ケリング ボーテ(KERING BEAUTE)は6月27日、英国のラグジュアリーフレグランスブランド「クリード(CREED)」の全株式を米資産運用最大手ブラックロック(BLACKROCK)のプライベート・エクイティ(PE)ファンドであるロングターム・プライベート・キャピタル(Long Term Private Capital)と、「クリード」のハビエル・フェラン(Javier Ferran)会長から取得する契約を締結したと発表した。取引額は非公開だが、業界筋によると約15億ドル(約2115億円)に上るとみられる。取引は今年中に完了する予定。「クリード」は、「ボッテガ・ヴェネタ(BOTTEGA VENETA)」「バレンシアガ(BALENCIAGA)」「アレキサンダー・マックイーン(ALEXANDER MCQUEEN)」「ポメラート(POMELLATO)」「キーリン(QEELIN)」といったケリング ボーテのフレグランスブランドに加わることになる。
「クリード」はジェームス・ヘンリー・クリード(James Henry Creed)がヨーロッパの王室御用達の仕立屋として1760年に創業。後にフレグランスメゾンとなり、長年にわたる同族経営で伝統と創造性を維持してきた。ベストセラーの男性用フレグランス“アヴァントゥス”は、世界の主要市場において高級フレグランスのランキングで常に上位に位置している。芸術性と完璧さを追求するメゾンとして知られ、天然原料の調達、研究により常に最高級の製品を仏パリ郊外のフォンテーヌブローにある自社工場で持続可能な形で生産している。現在、世界各地に36の直営店と約1400の小売り店舗の流通網を持つ。過去数年間にわたり2ケタ台の成長を続け、2023年3月期の売上高は2億5000万ユーロ(約387億5000万円)を超えている。
ケリング会長兼CEOのフランソワ・アンリ・ピノー(Francois Henri Pinault)は「『クリード』の買収は、ケリング ボーテによる最初の戦略的取り組みであり、ラグジュアリービューティ分野で確固たる地位を築くというわれわれのコミットメントを示すもの」とコメント。ケリング・ボーテは、特に中国とトラベルリテールでの展開を加速し、フェミニンフレグランスのポートフォリオと、ボディー、ホームカテゴリーをさらに拡大することで、地域、チャネル、カテゴリーを超えてブランドの可能性をさらに引き出すとしている。

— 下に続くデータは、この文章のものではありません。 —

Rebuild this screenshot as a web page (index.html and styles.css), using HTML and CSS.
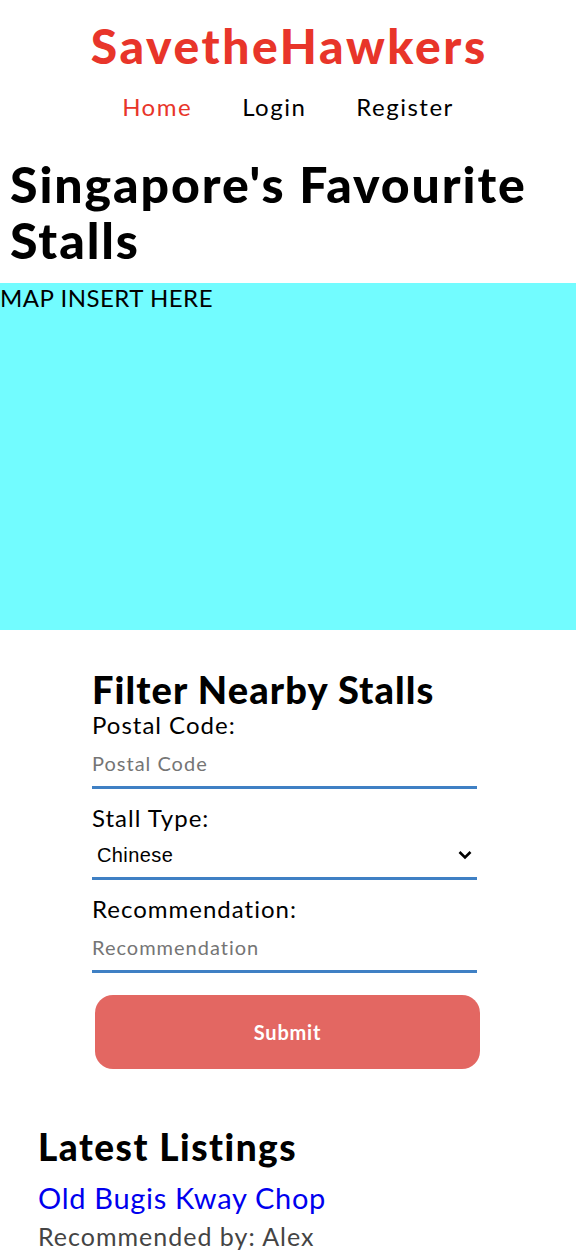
FILE: index.html
```html
<!DOCTYPE html>
<html lang="en">
<head>
<meta charset="utf-8">
<title>SavetheHawkers</title>
<link rel="stylesheet" href="styles.css">
</head>
<body>
<header class="site-header">
  <div class="brand">SavetheHawkers</div>
  <nav class="nav">
    <a class="nav-link active" href="#">Home</a>
    <a class="nav-link" href="#">Login</a>
    <a class="nav-link" href="#">Register</a>
  </nav>
</header>
<h1 class="page-title">Singapore's Favourite Stalls</h1>
<div class="map">MAP INSERT HERE</div>
<form class="filter">
  <h2 class="filter-title">Filter Nearby Stalls</h2>
  <label class="field-label" for="postal">Postal Code:</label>
  <input class="field" id="postal" type="text" placeholder="Postal Code">
  <label class="field-label" for="type">Stall Type:</label>
  <div class="select-wrap">
    <select class="field select" id="type">
      <option>Chinese</option>
      <option>Malay</option>
      <option>Indian</option>
    </select>
    <svg class="chev" width="14" height="10" viewBox="0 0 14 10"><path d="M1.5 2 L7 7.5 L12.5 2" fill="none" stroke="#000" stroke-width="2.6"/></svg>
  </div>
  <label class="field-label" for="rec">Recommendation:</label>
  <input class="field" id="rec" type="text" placeholder="Recommendation">
  <button class="submit" type="button">Submit</button>
</form>
<section class="listings">
  <h2 class="listings-title">Latest Listings</h2>
  <a class="listing-name" href="#">Old Bugis Kway Chop</a>
  <p class="listing-by">Recommended by: Alex</p>
</section>
</body>
</html>
```

FILE: styles.css
```css
* { box-sizing: border-box; }
body {
  margin: 0;
  font-family: "Lato", "Noto Sans", sans-serif;
  color: #000;
  background: #fff;
}
.site-header {
  display: flex;
  flex-direction: column;
  align-items: center;
  padding-top: 18px;
}
.brand {
  font-size: 48px;
  font-weight: 900;
  color: #e8352a;
  line-height: 56px;
  letter-spacing: 2.6px;
  margin-right: -2.6px;
}
.nav {
  display: flex;
  gap: 50px;
  margin-top: 15px;
}
.nav-link {
  font-size: 24px;
  line-height: 36px;
  letter-spacing: 1.5px;
  color: #000;
  text-decoration: none;
}
.nav-link.active { color: #e8352a; }
.page-title {
  margin: 31px 0 0 10px;
  font-size: 50px;
  font-weight: 900;
  line-height: 56px;
  letter-spacing: 1.9px;
  padding-bottom: 15px;
}
.map {
  background: #72fcff;
  height: 347px;
  width: 576px;
  font-size: 24px;
  line-height: 30px;
  letter-spacing: 0.5px;
}
.filter {
  display: flex;
  flex-direction: column;
  width: 385px;
  margin: 38px 0 0 92px;
}
.filter-title {
  margin: 0;
  font-size: 38px;
  font-weight: 900;
  line-height: 42px;
  letter-spacing: 1.1px;
}
.field-label {
  font-size: 24px;
  line-height: 30px;
  letter-spacing: 1px;
}
.field {
  font-family: inherit;
  font-size: 20px;
  letter-spacing: 1px;
  border: 0;
  border-bottom: 3px solid #3f80c4;
  height: 49px;
  padding: 0;
  margin-bottom: 14px;
  outline: none;
  background: transparent;
  color: #000;
}
.field::placeholder { color: #757575; }
.select-wrap {
  position: relative;
  display: flex;
  flex-direction: column;
}
.select {
  appearance: none;
  -webkit-appearance: none;
  padding-left: 5px;
  height: 47px;
  font-family: "Liberation Sans", Arial, sans-serif;
  font-size: 20px;
  letter-spacing: 0.4px;
}
.chev {
  position: absolute;
  right: 5px;
  top: 17px;
  pointer-events: none;
}
.submit {
  margin: 8px 0 0 3px;
  width: 385px;
  height: 74px;
  border: 0;
  border-radius: 18px;
  background: #e36762;
  color: #fff;
  font-family: inherit;
  font-size: 20px;
  font-weight: 700;
  letter-spacing: 0.8px;
}
.listings {
  display: flex;
  flex-direction: column;
  align-items: flex-start;
  padding: 56px 0 0 38px;
}
.listings-title {
  margin: 0;
  font-size: 37px;
  font-weight: 900;
  line-height: 44px;
  letter-spacing: 1.5px;
}
.listing-name {
  margin-top: 11px;
  font-size: 29px;
  line-height: 36px;
  letter-spacing: 0.7px;
  color: #0000ee;
  text-decoration: none;
}
.listing-by {
  margin: 5px 0 0;
  font-size: 25px;
  line-height: 30px;
  letter-spacing: 1px;
  color: #444;
}
```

「クリード」は、クリード家が20年初頭にブラックロックとフェランに売却。業界筋によると、クリード家は2億ドル(約282億円)を超える収益を得たと推定されている。
ケリングはビューティカテゴリーを強化しており、2月に元エスティ ローダー(ESTEE LAUDER)=インターナショナル・シニア・バイスプレジデント兼ゼネラルマネージャーのラファエラ・コルナッジャ(Raffaella Cornaggia)をCEOに迎えケリング ボーテを設立した。「クリード」は同社が扱う初のニッチフレグランスとなる。